Her story is familiar to us, of course, having lived it myself and having seen my board members, Korey and Dylan Avery, go through it, too. L.A. is expensive, exclusive, smoggy, hot, crowded and has traffic that will give a person panic attacks. And climate change isn’t going to make it a better place to live. We know if we can build the entertainment business in Otsego County, more people like us will see the beauty, the quality of life and the access to the industry as reasons to settle here, and open their production offices, on Main Street, or in the future Cooperstown Film Studios (Maryland campus).

This weekend we took a big step forward in that process, showing our filmmakers personally how great Otsego County is and can be for its closeups. Thank you to Otsego County for looking its best (a week or so short of peak, but still gorgeous). Thank you to Otsego County’s micro-grant program, the C.J. Heilig Foundation and our business partners, executive producers, movie stars, other donors and board members for subsidizing the trip. Thank you to the Community Foundation of Otsego County, via Otsego 2000, for funding a diversity inclusion scholarship, and for teaming with Otsego Now to buy us boxes of PPE.

I am blessed. When we started the film commission office in January of 2020, after years of discussions about it, I never could have believed how quickly we would grow, how much support we would get from the Otsego community and how many like-minded allies I would find in the area.

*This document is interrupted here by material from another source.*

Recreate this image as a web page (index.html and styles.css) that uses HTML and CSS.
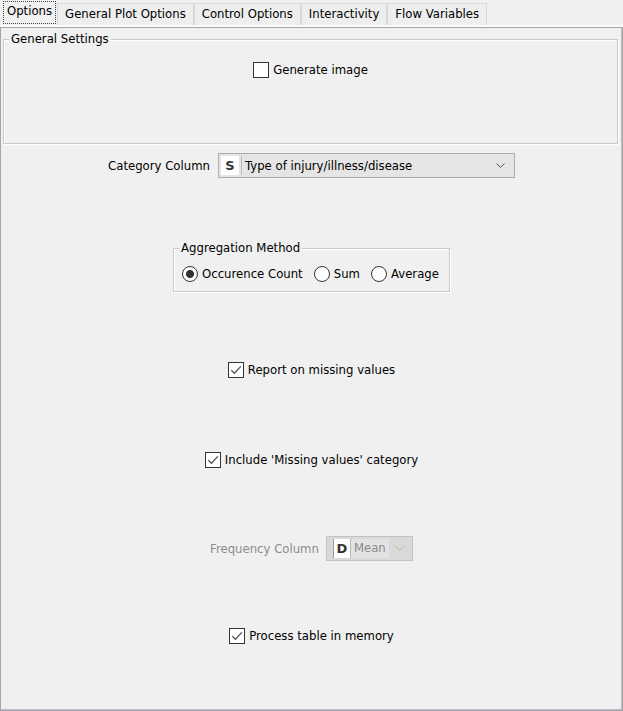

I hope this isn’t the last column I will write about our great success at Film COOP, but if it is I want everyone to know building the film industry here is something that will benefit the region in so many ways. I am grateful to each individual who has helped build this nonprofit here and especially to the Film COOP board and our new WIF friends. It was an amazing weekend and, yet, I suspect it was only just the beginning.